Given problem. Write out each line of the listing as it stands, without the images.

Dataset section.
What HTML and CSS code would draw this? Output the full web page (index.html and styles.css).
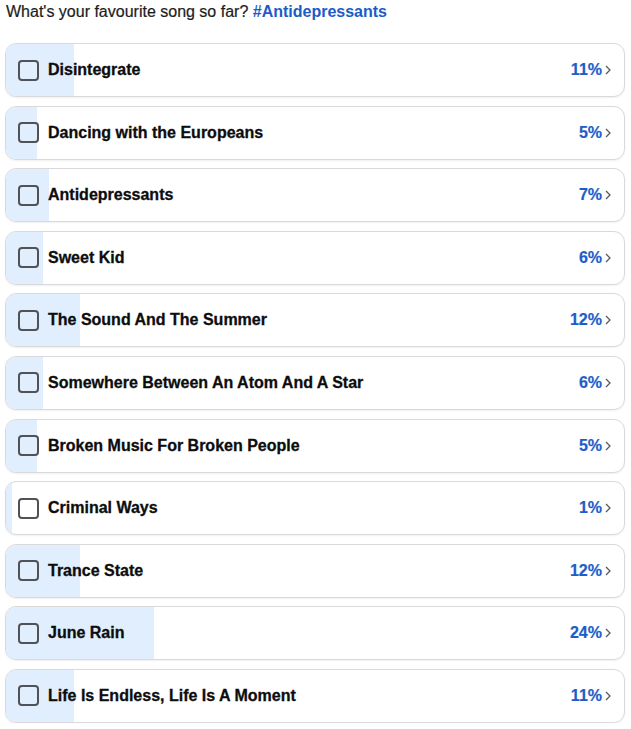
FILE: index.html
```html
<!DOCTYPE html>
<html>
<head>
<meta charset="utf-8">
<link rel="stylesheet" href="styles.css">
</head>
<body>
<div class="page">
  <div class="title">What's your favourite song so far? <span class="tag">#Antidepressants</span></div>
  <div class="list">
    <div class="row"><div class="fill" style="width:11%"></div><span class="box"></span><span class="name">Disintegrate</span><span class="pct">11%</span><svg class="chev" viewBox="0 0 6 10"><path d="M1 1l4 4-4 4"/></svg></div>
    <div class="row"><div class="fill" style="width:5%"></div><span class="box"></span><span class="name">Dancing with the Europeans</span><span class="pct">5%</span><svg class="chev" viewBox="0 0 6 10"><path d="M1 1l4 4-4 4"/></svg></div>
    <div class="row"><div class="fill" style="width:7%"></div><span class="box"></span><span class="name">Antidepressants</span><span class="pct">7%</span><svg class="chev" viewBox="0 0 6 10"><path d="M1 1l4 4-4 4"/></svg></div>
    <div class="row"><div class="fill" style="width:6%"></div><span class="box"></span><span class="name">Sweet Kid</span><span class="pct">6%</span><svg class="chev" viewBox="0 0 6 10"><path d="M1 1l4 4-4 4"/></svg></div>
    <div class="row"><div class="fill" style="width:12%"></div><span class="box"></span><span class="name">The Sound And The Summer</span><span class="pct">12%</span><svg class="chev" viewBox="0 0 6 10"><path d="M1 1l4 4-4 4"/></svg></div>
    <div class="row"><div class="fill" style="width:6%"></div><span class="box"></span><span class="name">Somewhere Between An Atom And A Star</span><span class="pct">6%</span><svg class="chev" viewBox="0 0 6 10"><path d="M1 1l4 4-4 4"/></svg></div>
    <div class="row"><div class="fill" style="width:5%"></div><span class="box"></span><span class="name">Broken Music For Broken People</span><span class="pct">5%</span><svg class="chev" viewBox="0 0 6 10"><path d="M1 1l4 4-4 4"/></svg></div>
    <div class="row"><div class="fill" style="width:1%"></div><span class="box"></span><span class="name">Criminal Ways</span><span class="pct">1%</span><svg class="chev" viewBox="0 0 6 10"><path d="M1 1l4 4-4 4"/></svg></div>
    <div class="row"><div class="fill" style="width:12%"></div><span class="box"></span><span class="name">Trance State</span><span class="pct">12%</span><svg class="chev" viewBox="0 0 6 10"><path d="M1 1l4 4-4 4"/></svg></div>
    <div class="row"><div class="fill" style="width:24%"></div><span class="box"></span><span class="name">June Rain</span><span class="pct">24%</span><svg class="chev" viewBox="0 0 6 10"><path d="M1 1l4 4-4 4"/></svg></div>
    <div class="row"><div class="fill" style="width:11%"></div><span class="box"></span><span class="name">Life Is Endless, Life Is A Moment</span><span class="pct">11%</span><svg class="chev" viewBox="0 0 6 10"><path d="M1 1l4 4-4 4"/></svg></div>
  </div>
</div>
</body>
</html>
```
FILE: styles.css
```css
html, body {
  margin: 0;
  padding: 0;
  background: #ffffff;
}
.page {
  padding: 3px 6px 0 5px;
  font-family: "Liberation Sans", Arial, sans-serif;
}
.title {
  font-size: 16px;
  color: #1c1c1c;
  height: 18px;
  line-height: 18px;
  padding-left: 1px;
  -webkit-text-stroke: 0.2px #1c1c1c;
}
.tag {
  color: #1b5cc8;
  font-weight: bold;
  -webkit-text-stroke: 0;
}
.list {
  margin-top: 22px;
  display: flex;
  flex-direction: column;
  gap: 8.6px;
}
.row {
  position: relative;
  height: 54px;
  box-sizing: border-box;
  border: 1.5px solid #d9d9dc;
  border-radius: 11px;
  display: flex;
  align-items: center;
  padding: 0 13px 0 12px;
  overflow: hidden;
  box-shadow: 0 1px 2px rgba(0,0,0,0.06);
}
.fill {
  position: absolute;
  left: 0;
  top: 0;
  bottom: 0;
  background: #e0eefd;
}
.box {
  position: relative;
  width: 17px;
  height: 17px;
  border: 2px solid #4f5257;
  border-radius: 4px;
  flex: none;
}
.name {
  position: relative;
  margin-left: 9px;
  font-size: 16px;
  font-weight: bold;
  color: #0d0d0d;
  flex: 1;
  -webkit-text-stroke: 0.3px #0d0d0d;
}
.pct {
  position: relative;
  font-size: 16px;
  font-weight: bold;
  color: #1c5ec9;
  -webkit-text-stroke: 0.2px #1c5ec9;
}
.chev {
  position: relative;
  width: 6px;
  height: 10px;
  margin-left: 3px;
  fill: none;
  stroke: #5a5a5e;
  stroke-width: 1.3;
}
```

Result for this task.
What HTML and CSS code would draw this? Output the full web page (index.html and styles.css).
FILE: index.html
```html
<!DOCTYPE html>
<html>
<head>
<meta charset="utf-8">
<link rel="stylesheet" href="styles.css">
</head>
<body>
<div class="page">
  <div class="title">What's your favourite song so far? <span class="tag">#Antidepressants</span></div>
  <div class="list">
    <div class="row"><div class="fill" style="width:11%"></div><span class="box"></span><span class="name">Disintegrate</span><span class="pct">11%</span><svg class="chev" viewBox="0 0 6 10"><path d="M1 1l4 4-4 4"/></svg></div>
    <div class="row"><div class="fill" style="width:5%"></div><span class="box"></span><span class="name">Dancing with the Europeans</span><span class="pct">5%</span><svg class="chev" viewBox="0 0 6 10"><path d="M1 1l4 4-4 4"/></svg></div>
    <div class="row"><div class="fill" style="width:7%"></div><span class="box"></span><span class="name">Antidepressants</span><span class="pct">7%</span><svg class="chev" viewBox="0 0 6 10"><path d="M1 1l4 4-4 4"/></svg></div>
    <div class="row"><div class="fill" style="width:6%"></div><span class="box"></span><span class="name">Sweet Kid</span><span class="pct">6%</span><svg class="chev" viewBox="0 0 6 10"><path d="M1 1l4 4-4 4"/></svg></div>
    <div class="row"><div class="fill" style="width:12%"></div><span class="box"></span><span class="name">The Sound And The Summer</span><span class="pct">12%</span><svg class="chev" viewBox="0 0 6 10"><path d="M1 1l4 4-4 4"/></svg></div>
    <div class="row"><div class="fill" style="width:6%"></div><span class="box"></span><span class="name">Somewhere Between An Atom And A Star</span><span class="pct">6%</span><svg class="chev" viewBox="0 0 6 10"><path d="M1 1l4 4-4 4"/></svg></div>
    <div class="row"><div class="fill" style="width:5%"></div><span class="box"></span><span class="name">Broken Music For Broken People</span><span class="pct">5%</span><svg class="chev" viewBox="0 0 6 10"><path d="M1 1l4 4-4 4"/></svg></div>
    <div class="row"><div class="fill" style="width:1%"></div><span class="box"></span><span class="name">Criminal Ways</span><span class="pct">1%</span><svg class="chev" viewBox="0 0 6 10"><path d="M1 1l4 4-4 4"/></svg></div>
    <div class="row"><div class="fill" style="width:12%"></div><span class="box"></span><span class="name">Trance State</span><span class="pct">12%</span><svg class="chev" viewBox="0 0 6 10"><path d="M1 1l4 4-4 4"/></svg></div>
    <div class="row"><div class="fill" style="width:24%"></div><span class="box"></span><span class="name">June Rain</span><span class="pct">24%</span><svg class="chev" viewBox="0 0 6 10"><path d="M1 1l4 4-4 4"/></svg></div>
    <div class="row"><div class="fill" style="width:11%"></div><span class="box"></span><span class="name">Life Is Endless, Life Is A Moment</span><span class="pct">11%</span><svg class="chev" viewBox="0 0 6 10"><path d="M1 1l4 4-4 4"/></svg></div>
  </div>
</div>
</body>
</html>
```
FILE: styles.css
```css
html, body {
  margin: 0;
  padding: 0;
  background: #ffffff;
}
.page {
  padding: 3px 6px 0 5px;
  font-family: "Liberation Sans", Arial, sans-serif;
}
.title {
  font-size: 16px;
  color: #1c1c1c;
  height: 18px;
  line-height: 18px;
  padding-left: 1px;
  -webkit-text-stroke: 0.2px #1c1c1c;
}
.tag {
  color: #1b5cc8;
  font-weight: bold;
  -webkit-text-stroke: 0;
}
.list {
  margin-top: 22px;
  display: flex;
  flex-direction: column;
  gap: 8.6px;
}
.row {
  position: relative;
  height: 54px;
  box-sizing: border-box;
  border: 1.5px solid #d9d9dc;
  border-radius: 11px;
  display: flex;
  align-items: center;
  padding: 0 13px 0 12px;
  overflow: hidden;
  box-shadow: 0 1px 2px rgba(0,0,0,0.06);
}
.fill {
  position: absolute;
  left: 0;
  top: 0;
  bottom: 0;
  background: #e0eefd;
}
.box {
  position: relative;
  width: 17px;
  height: 17px;
  border: 2px solid #4f5257;
  border-radius: 4px;
  flex: none;
}
.name {
  position: relative;
  margin-left: 9px;
  font-size: 16px;
  font-weight: bold;
  color: #0d0d0d;
  flex: 1;
  -webkit-text-stroke: 0.3px #0d0d0d;
}
.pct {
  position: relative;
  font-size: 16px;
  font-weight: bold;
  color: #1c5ec9;
  -webkit-text-stroke: 0.2px #1c5ec9;
}
.chev {
  position: relative;
  width: 6px;
  height: 10px;
  margin-left: 3px;
  fill: none;
  stroke: #5a5a5e;
  stroke-width: 1.3;
}
```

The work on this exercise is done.